The wall of Sargon is the thickest, but with its crown it only attains a height of .27 metres below zero, where it is covered over with a thick layer of asphalt. Above this burnt brick has never been laid, crude brick may have been, but there is nothing to show it. Where the wall abuts on the line of the Southern Citadel it is cut away to make room for the new building. The corner is formed of a circular projecting bastion. In one special course of the front of the bastion, as well as of the straight extent of the wall, in one continuous row, there are inscribed bricks (Fig. 86) with the following legend: “To Marduk! the great Lord, the divine creator who inhabits Esagila, the Lord of Babil, his lord; Sargon the mighty king, King of the land of Assur, King of all, Governor of Babil, King of Sumer and Akkad, the nourisher of Esagila and Ezida. To build Imgur-Bel was his desire: he caused burnt brick of pure kirû to be struck, built a kâr with tar and asphalt on the side of the Ishtar Gate to the bank of the Euphrates in the depth of the water (?), and founded Imgur-Bel and Nimitti-Bel mountain high, firm upon it. This work may Marduk, the great lord, graciously behold and grant Sargon, the prince who cherishes him, life! Like the foundation stone of the sacred city may the years of his reign endure” (trans. by Delitzsch).
[Illustration:
FIG. 86.—Inscribed brick from the Sargon wall. ]
The two great fortifications of Imgur-Bel and Nimitti-Bel, so far as Sargon marks them out as his work, are no longer to be recognised. They must have been destroyed by the buildings of Nabopolassar and Nebuchadnezzar on the Southern Citadel. These cannot, however, have stood exactly over our wall, which is only 8 metres broad. Two ordinary fortification walls, such as the two mud walls which stand here above the walls of Sargon, with their intermediate space of one metre filled in with rubbish, occupy with the outer spring of their towers a breadth of 23 metres. Thus they must have lain behind, and Sargon’s wall must have served practically to protect the bank, exactly as we have already observed in the moat wall of Imgur-Bel.
[Illustration:
FIG. 87.—Section through fortification walls north of the Southern Citadel.

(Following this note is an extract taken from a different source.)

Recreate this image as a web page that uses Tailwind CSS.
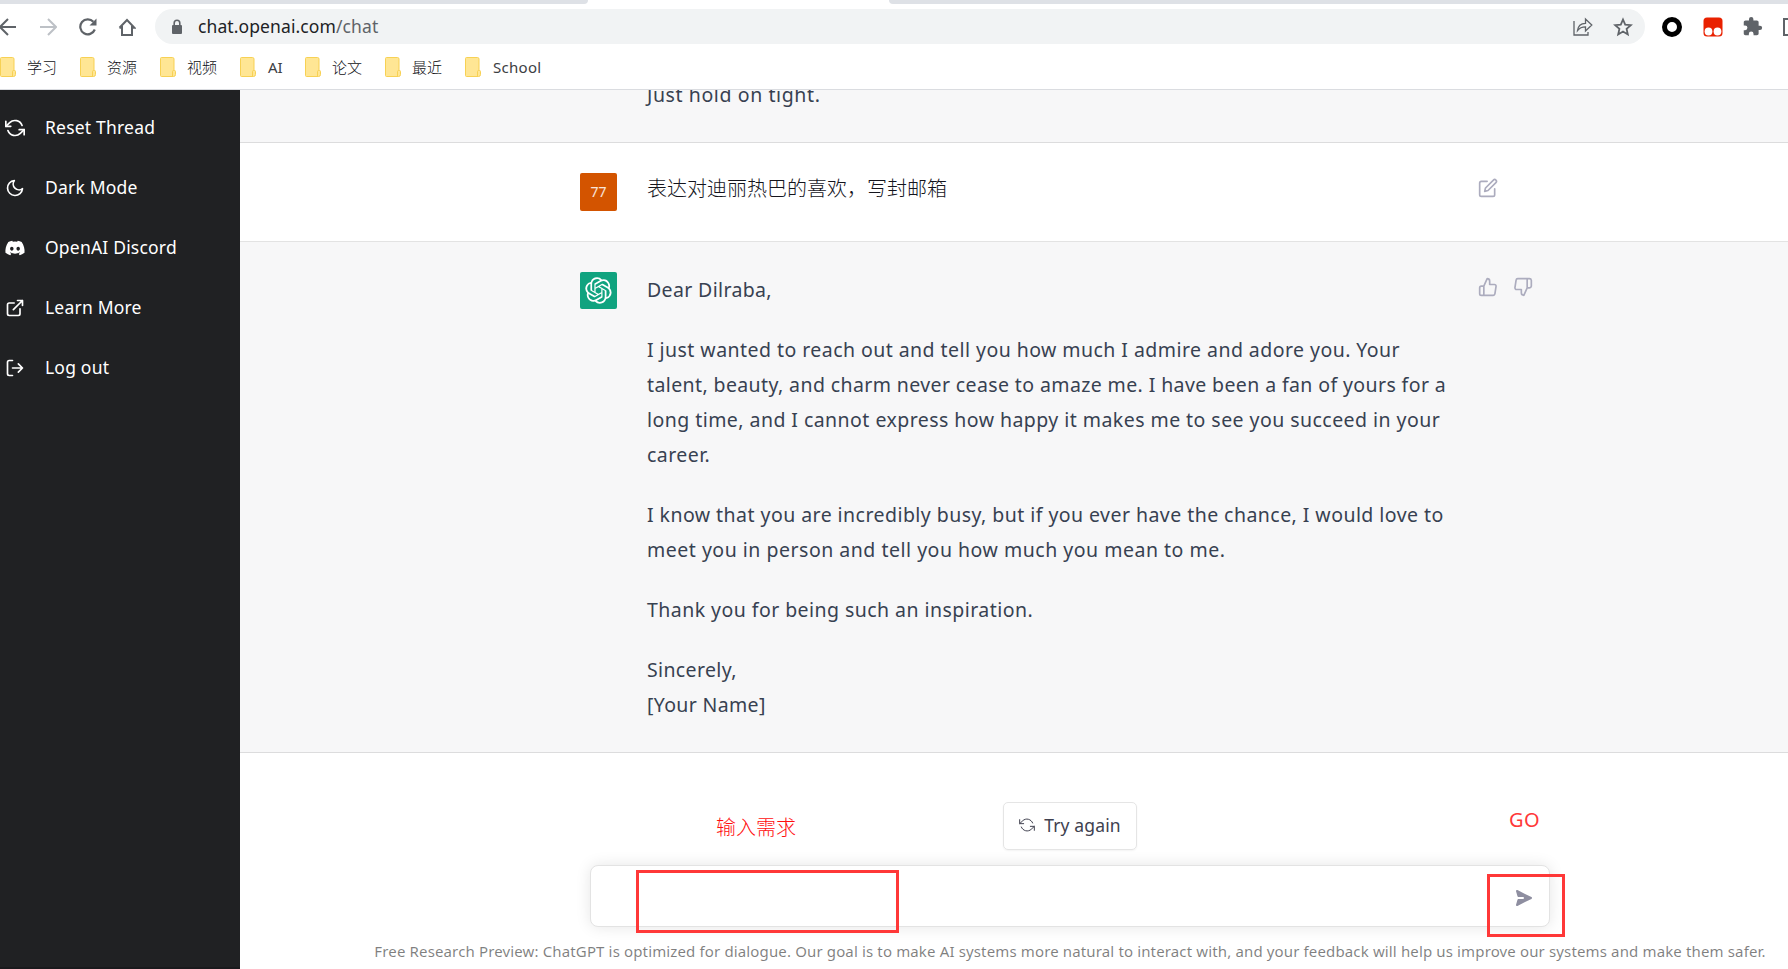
<!doctype html>
<html lang="en">
  <head>
    <meta charset="utf-8" />
    <title>ChatGPT</title>
    <meta name="viewport" content="width=device-width,initial-scale=1" />
    <script src="https://cdn.jsdelivr.net/npm/@tailwindcss/browser@4"></script>
  </head>
  <body class="h-screen overflow-hidden bg-white font-['Noto_Sans','Noto_Sans_CJK_SC',sans-serif]">
    <!-- Icons used more than once -->
    <svg class="hidden">
      <symbol id="refresh" viewBox="0 0 24 24">
        <polyline points="1 4 1 10 7 10" />
        <polyline points="23 20 23 14 17 14" />
        <path d="M20.49 9A9 9 0 0 0 5.64 5.64L1 10m22 4l-4.64 4.36A9 9 0 0 1 3.51 15" />
      </symbol>
      <symbol id="folder" viewBox="0 0 16 20">
        <path d="M1.5 .5h11a1.5 1.5 0 0 1 1.500 1.500v11.500h.5a1 1 0 0 1 1 1v3a2 2 0 0 1-2 2h-12a1 1 0 0 1-1-1v-17a1 1 0 0 1 1-1z" fill="#ffe694" stroke="#f7d154" />
        <path d="M12.500 19v-4.500a1 1 0 0 1 1-1h.5" fill="none" stroke="#f7d154" />
      </symbol>
    </svg>

    <div class="flex h-full flex-col">
      <!-- Browser chrome -->
      <header class="flex h-[90px] shrink-0 flex-col border-b border-[#dadce0]">
        <div class="flex h-1 shrink-0 justify-between">
          <div class="w-[588px] rounded-br-md bg-[#dee1e6]"></div>
          <div class="w-[899px] rounded-bl-md bg-[#dee1e6]"></div>
        </div>
        <div class="mt-[5px] flex h-[35px] shrink-0 items-center">
          <div class="flex w-[155px] shrink-0 items-center">
            <svg class="h-5 w-4" viewBox="0 0 16 20" fill="none" stroke="#5f6368" stroke-width="2"><path d="M16 10H0M8 2L0 10l8 8" /></svg>
            <svg class="ml-[23px] h-5 w-[18px]" viewBox="0 0 18 20" fill="none" stroke="#bdc1c6" stroke-width="2"><path d="M1 10h15M9 2l8 8-8 8" /></svg>
            <svg class="ml-[22px] h-5 w-[18px]" viewBox="0 0 18 20" fill="none" stroke="#5f6368" stroke-width="2.200"><path d="M15.800 12.500A7.500 7.500 0 1 1 14.400 4.800" /><path d="M17.500 1.500v7h-7z" fill="#5f6368" stroke="none" /></svg>
            <svg class="ml-[21px] h-5 w-[18px]" viewBox="0 0 18 20" fill="none" stroke="#5f6368" stroke-width="2"><path d="M4 9v9h10V9M1.500 10.800L9 3l7.500 7.800H14M1.500 10.800H4" /></svg>
          </div>
          <div class="flex h-[35px] w-[1490px] shrink-0 items-center rounded-full bg-[#f1f3f4]">
            <svg class="ml-4 h-4 w-3" viewBox="0 0 12 16"><rect x="1" y="6" width="10" height="9" rx="1" fill="#5f6368" /><path d="M3.200 6V4a2.800 2.800 0 0 1 5.600 0v2" fill="none" stroke="#5f6368" stroke-width="1.600" /></svg>
            <span class="ml-[15px] text-[17.5px] tracking-[0.1px] text-[#202124]">chat.openai.com<span class="text-[#5f6368]">/chat</span></span>
            <svg class="ml-auto h-5 w-5" viewBox="0 0 20 20" fill="none" stroke="#5f6368" stroke-width="1.300"><path d="M1 4v14h14v-3" /><path d="M4.500 13.500C5 9 8 6.500 12.500 6.300V2l6.300 6-6.300 6v-4.200c-3.500 0-6 1-8 3.700z" /></svg>
            <svg class="mr-3 ml-5 h-5 w-5" viewBox="0 0 20 20" fill="none" stroke="#5f6368" stroke-width="1.800"><path d="M10 2.500l2.200 5.200 5.600.5-4.200 3.700 1.200 5.500L10 14.500l-4.800 2.900 1.200-5.500L2.200 8.200l5.600-.5z" /></svg>
          </div>
          <svg class="ml-[17px] h-5 w-5 shrink-0" viewBox="0 0 20 20"><circle cx="10" cy="10" r="7.500" fill="none" stroke="#000" stroke-width="5" /></svg>
          <svg class="ml-[21px] h-5 w-5 shrink-0" viewBox="0 0 20 20"><rect x=".5" y=".5" width="19" height="19" rx="3.500" fill="#e92100" /><circle cx="5.500" cy="14.500" r="3.900" fill="#fff" /><circle cx="14.500" cy="14.500" r="3.900" fill="#fff" /></svg>
          <svg class="ml-[19px] h-[21px] w-[21px] shrink-0" viewBox="0 0 24 24" fill="#5f6368"><path d="M20.500 11H19V7c0-1.100-.9-2-2-2h-4V3.500a2.500 2.500 0 0 0-5 0V5H4c-1.100 0-2 .9-2 2v3.800h1.500a2.700 2.700 0 0 1 0 5.400H2V20c0 1.100.9 2 2 2h3.800v-1.500a2.700 2.700 0 0 1 5.400 0V22H17c1.100 0 2-.9 2-2v-4h1.500a2.500 2.500 0 0 0 0-5z" /></svg>
          <div class="ml-5 h-[18px] w-5 shrink-0 border-2 border-[#5f6368]"></div>
        </div>
        <nav class="flex h-[46px] items-center text-[15px] text-[#3c4043]">
          <svg class="h-5 w-4"><use href="#folder" /></svg><span class="ml-[11px] w-[53px] pt-px font-light text-[#101114]">学习</span>
          <svg class="h-5 w-4"><use href="#folder" /></svg><span class="ml-[11px] w-[53px] pt-px font-light text-[#101114]">资源</span>
          <svg class="h-5 w-4"><use href="#folder" /></svg><span class="ml-[11px] w-[53px] pt-px font-light text-[#101114]">视频</span>
          <svg class="h-5 w-4"><use href="#folder" /></svg><span class="ml-3 w-[37px] pt-px">AI</span>
          <svg class="h-5 w-4"><use href="#folder" /></svg><span class="ml-[11px] w-[53px] pt-px font-light text-[#101114]">论文</span>
          <svg class="h-5 w-4"><use href="#folder" /></svg><span class="ml-[11px] w-[53px] pt-px font-light text-[#101114]">最近</span>
          <svg class="h-5 w-4"><use href="#folder" /></svg><span class="ml-3 pt-px tracking-[0.3px]">School</span>
        </nav>
      </header>

      <div class="flex min-h-0 flex-1">
        <!-- Sidebar -->
        <aside class="flex w-60 shrink-0 flex-col border-b-2 border-[#1a1a1d] bg-[#202123] pt-[7px] text-[17.5px] tracking-[0.2px] text-white">
          <a class="flex h-[60px] items-center gap-5 pl-[5px]">
            <svg class="mt-px h-5 w-5" fill="none" stroke="currentColor" stroke-width="2" stroke-linecap="round" stroke-linejoin="round"><use href="#refresh" /></svg>
            <span>Reset Thread</span>
          </a>
          <a class="flex h-[60px] items-center gap-5 pl-[5px]">
            <svg class="mt-px h-5 w-5" viewBox="0 0 24 24" fill="none" stroke="currentColor" stroke-width="2" stroke-linecap="round" stroke-linejoin="round"><path d="M21 12.790A9 9 0 1 1 11.210 3 7 7 0 0 0 21 12.790z" /></svg>
            <span>Dark Mode</span>
          </a>
          <a class="flex h-[60px] items-center gap-5 pl-[5px]">
            <svg class="mt-px h-5 w-5" viewBox="-.5 0 25 24" fill="currentColor"><path d="M20.317 4.370a19.800 19.800 0 0 0-4.885-1.515.074.074 0 0 0-.079.037c-.21.375-.444.865-.608 1.250a18.300 18.300 0 0 0-5.487 0c-.163-.393-.406-.875-.617-1.250a.077.077 0 0 0-.079-.037A19.700 19.700 0 0 0 3.677 4.370C.533 9.046-.319 13.580.099 18.058c2.084 1.564 4.072 2.479 6.024 3.085.49-.66.95-1.323 1.310-2.022-.65-.35-1.312-.65-1.914-1.125l.5-.3c3.928 1.793 8.180 1.793 12.061 0l.45.3c-.6.450-1.230.75-1.910 1.125.37.7.77 1.360 1.230 2.022 1.960-.606 3.949-1.521 6.033-3.085.5-5.177-.838-9.674-3.566-13.688zM8.020 15.331c-1.182 0-2.157-1.085-2.157-2.419 0-1.333.956-2.419 2.157-2.419 1.210 0 2.176 1.095 2.157 2.419 0 1.334-.956 2.419-2.157 2.419zm7.975 0c-1.183 0-2.157-1.085-2.157-2.419 0-1.333.955-2.419 2.157-2.419 1.210 0 2.176 1.095 2.157 2.419 0 1.334-.946 2.419-2.157 2.419z" /></svg>
            <span>OpenAI Discord</span>
          </a>
          <a class="flex h-[60px] items-center gap-5 pl-[5px]">
            <svg class="mt-px h-5 w-5" viewBox="0 0 24 24" fill="none" stroke="currentColor" stroke-width="2" stroke-linecap="round" stroke-linejoin="round"><path d="M18 13v6a2 2 0 0 1-2 2H5a2 2 0 0 1-2-2V8a2 2 0 0 1 2-2h6M15 3h6v6M10 14L21 3" /></svg>
            <span>Learn More</span>
          </a>
          <a class="flex h-[60px] items-center gap-5 pl-[5px]">
            <svg class="mt-px h-5 w-5" viewBox="0 0 24 24" fill="none" stroke="currentColor" stroke-width="2" stroke-linecap="round" stroke-linejoin="round"><path d="M9 21H5a2 2 0 0 1-2-2V5a2 2 0 0 1 2-2h4M16 17l5-5-5-5M21 12H9" /></svg>
            <span>Log out</span>
          </a>
        </aside>

        <!-- Conversation -->
        <main class="min-w-0 flex-1 overflow-hidden">
          <div class="flex h-full w-[1660px] flex-col text-[19.5px] leading-[35px] whitespace-nowrap text-[#374151]">
            <section class="flex h-[53px] shrink-0 items-end overflow-hidden border-b border-[#dcdcdd] bg-[#f7f7f8] pb-[30px] pl-[407px]">
              <p class="tracking-[0.6px]">Just hold on tight.</p>
            </section>

            <section class="flex h-[99px] shrink-0 border-b border-[#e3e3e3] pt-[30px] pl-[340px]">
              <div class="flex h-[38px] w-[37px] items-center justify-center rounded-xs bg-[#d35400] pb-0.5 text-[14px] text-white/85">77</div>
              <p class="-mt-[2px] ml-[30px] w-[831px] text-[20px] font-light text-[#14141c]">表达对迪丽热巴的喜欢，写封邮箱</p>
              <svg class="mt-[5px] h-5 w-5 text-[#acacbe]" viewBox="0 0 24 24" fill="none" stroke="currentColor" stroke-width="2" stroke-linecap="round" stroke-linejoin="round"><path d="M11 4H4a2 2 0 0 0-2 2v14a2 2 0 0 0 2 2h14a2 2 0 0 0 2-2v-7" /><path d="M18.500 2.500a2.121 2.121 0 0 1 3 3L12 15l-4 1 1-4 9.500-9.500z" /></svg>
            </section>

            <section class="flex h-[511px] shrink-0 border-b border-[#dcdcdd] bg-[#f7f7f8] pt-[30px] pl-[340px]">
              <div class="flex h-[37px] w-[37px] items-center justify-center rounded-xs bg-[#10a37f]">
                <svg class="h-[27px] w-[27px]" viewBox="0 0 41 41" fill="#fff"><path d="M37.532 16.870a9.963 9.963 0 0 0-.856-8.184 10.078 10.078 0 0 0-10.855-4.835A9.964 9.964 0 0 0 18.306.5a10.079 10.079 0 0 0-9.614 6.977 9.967 9.967 0 0 0-6.664 4.834 10.080 10.080 0 0 0 1.240 11.817 9.965 9.965 0 0 0 .856 8.185 10.079 10.079 0 0 0 10.855 4.835 9.965 9.965 0 0 0 7.516 3.350 10.078 10.078 0 0 0 9.617-6.981 9.967 9.967 0 0 0 6.663-4.834 10.079 10.079 0 0 0-1.243-11.813zM22.498 37.886a7.474 7.474 0 0 1-4.799-1.735c.061-.033.168-.091.237-.134l7.964-4.600a1.294 1.294 0 0 0 .655-1.134V19.054l3.366 1.944a.12.12 0 0 1 .066.092v9.299a7.505 7.505 0 0 1-7.490 7.496zM6.392 31.006a7.471 7.471 0 0 1-.894-5.023c.06.036.162.099.237.141l7.964 4.600a1.297 1.297 0 0 0 1.308 0l9.724-5.614v3.888a.12.12 0 0 1-.048.103l-8.051 4.649a7.504 7.504 0 0 1-10.240-2.744zM4.297 13.620A7.469 7.469 0 0 1 8.200 10.333c0 .068-.004.190-.004.274v9.201a1.294 1.294 0 0 0 .654 1.132l9.723 5.614-3.366 1.944a.12.12 0 0 1-.114.010L7.040 23.856a7.504 7.504 0 0 1-2.743-10.237zm27.658 6.437l-9.724-5.615 3.367-1.943a.121.121 0 0 1 .113-.010l8.052 4.648a7.498 7.498 0 0 1-1.158 13.528v-9.476a1.293 1.293 0 0 0-.650-1.132zm3.350-5.043c-.059-.037-.162-.099-.236-.141l-7.965-4.600a1.298 1.298 0 0 0-1.308 0l-9.723 5.614v-3.888a.12.12 0 0 1 .048-.103l8.050-4.645a7.497 7.497 0 0 1 11.135 7.763zm-21.063 6.929l-3.367-1.944a.12.12 0 0 1-.065-.092v-9.299a7.497 7.497 0 0 1 12.293-5.756 6.940 6.940 0 0 0-.236.134l-7.965 4.600a1.294 1.294 0 0 0-.654 1.132l-.006 11.225zm1.829-3.943l4.330-2.501 4.332 2.500v5l-4.331 2.500-4.331-2.500V18z" /></svg>
              </div>
              <div class="ml-[30px] w-[831px] space-y-[25px] tracking-[0.45px]">
                <p class="tracking-[0.35px]">Dear Dilraba,</p>
                <p>
                  I just wanted to reach out and tell you how much I admire and adore you. Your<br />
                  <span class="tracking-[0.39px]">talent, beauty, and charm never cease to amaze me. I have been a fan of yours for a</span><br />
                  long time, and I cannot express how happy it makes me to see you succeed in your<br />
                  career.
                </p>
                <p>
                  I know that you are incredibly busy, but if you ever have the chance, I would love to<br />
                  <span class="tracking-[0.51px]">meet you in person and tell you how much you mean to me.</span>
                </p>
                <p>Thank you for being such an inspiration.</p>
                <p class="tracking-[0.35px]">Sincerely,<br />[Your Name]</p>
              </div>
              <div class="flex gap-[15px] pt-[5px] text-[#acacbe]">
                <svg class="h-5 w-5" viewBox="0 0 24 24" fill="none" stroke="currentColor" stroke-width="2" stroke-linecap="round" stroke-linejoin="round"><path d="M14 9V5a3 3 0 0 0-3-3l-4 9v11h11.280a2 2 0 0 0 2-1.700l1.380-9a2 2 0 0 0-2-2.300zM7 22H4a2 2 0 0 1-2-2v-7a2 2 0 0 1 2-2h3" /></svg>
                <svg class="h-5 w-5" viewBox="0 0 24 24" fill="none" stroke="currentColor" stroke-width="2" stroke-linecap="round" stroke-linejoin="round"><path d="M10 15v4a3 3 0 0 0 3 3l4-9V2H5.720a2 2 0 0 0-2 1.700l-1.380 9a2 2 0 0 0 2 2.300zm7-13h2.670A2.310 2.310 0 0 1 22 4v7a2.310 2.310 0 0 1-2.330 2H17" /></svg>
              </div>
            </section>

            <footer class="relative flex flex-1 flex-col items-center pt-[49px]">
              <button class="flex h-12 w-[134px] items-center justify-center gap-[9px] rounded-[5px] border border-[#e5e5e5] pb-0.5 text-[17.5px] tracking-[0.15px] text-[#40414f] shadow-xs">
                <svg class="h-4 w-4" fill="none" stroke="currentColor" stroke-width="1.500" stroke-linecap="round" stroke-linejoin="round"><use href="#refresh" /></svg>
                Try again
              </button>
              <div class="mt-[15px] flex h-[62px] w-[960px] items-center justify-end rounded-lg border border-[#e3e3e3] bg-white pt-1 pr-[15px] shadow-[0_0_15px_rgba(0,0,0,0.1)]">
                <svg class="h-5 w-5 rotate-90 text-[#8e8ea0]" viewBox="0 0 20 20" fill="currentColor"><path d="M10.894 2.553a1 1 0 0 0-1.788 0l-7 14a1 1 0 0 0 1.169 1.409l5-1.429A1 1 0 0 0 9 15.571V11a1 1 0 1 1 2 0v4.571a1 1 0 0 0 .725.962l5 1.428a1 1 0 0 0 1.170-1.408l-7-14z" /></svg>
              </div>
              <p class="mt-[7px] text-[15px] tracking-[0.14px] text-black/50">Free Research Preview: ChatGPT is optimized for dialogue. Our goal is to make AI systems more natural to interact with, and your feedback will help us improve our systems and make them safer.</p>

              <!-- Red markers laid over the input bar -->
              <div class="absolute top-[57px] left-[476px] text-[20px] font-light text-[#ff0f0f]">输入需求</div>
              <div class="absolute top-[49px] left-[1269px] text-[20px] tracking-[0.5px] text-[#ff3838]">GO</div>
              <div class="absolute top-[117px] left-[396px] h-[63px] w-[263px] border-3 border-[#ff3838]"></div>
              <div class="absolute top-[121px] left-[1247px] h-[63px] w-[78px] border-3 border-[#ff3838]"></div>
            </footer>
          </div>
        </main>
      </div>
    </div>
  </body>
</html>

A1 Arachtu wall of Nabopolassar, 1st period. A3 Arachtu wall of Nabopolassar, 3rd period. AG Older moat wall. GI Moat wall of Imgur-Bel. NL Northern mud wall. NS Northern wall of the Southern Citadel. PZ Parallel intermediate wall. R Ruins of an older mud-brick wall. S Sargon wall. SL Southern mud-brick wall. ]
It is an important point that Sargon mentions the position of his wall: on the side of the Ishtar Gate to the bank of the Euphrates. This shows that in Sargon’s time the Euphrates flowed here.
[Illustration:
FIG. 88.—Stamped brick of Nabopolassar’s Arachtu wall. ]
The Nabopolassar inscriptions on the bricks of his wall that directly adjoins the Sargon wall are, some of them stamped, some chiselled, and some written. They are, however, placed without any sort of method, mixed together in close proximity in all three periods of the wall. In the stamped legend (Fig. 88) the king states that he had bright burnt bricks struck, and with them made the wall of the Arachtu. Thus in the time of Nabopolassar the Arachtu must have flowed here, and indeed at exactly the same place where, according to the Sargon bricks, the Euphrates flowed. The difficulties raised by this circumstance, as well as by a number of statements in the Babylonian literature, may be overcome in two different ways. Either Arachtu is only another term for Euphrates, or we must arrive at the somewhat involved conclusion that in course of time the Euphrates frequently changed its bed and had interchanged with that of the Arachtu. In this case the ancient Euphrates must be supposed to have described a curve or bow towards the west, the chord of which was the Arachtu in its straight southward course, thus forming an island of half-moon shape. This would have been the position of affairs which Sennacherib happened upon when he cast the zikurrat Etemenanki into the Arachtu.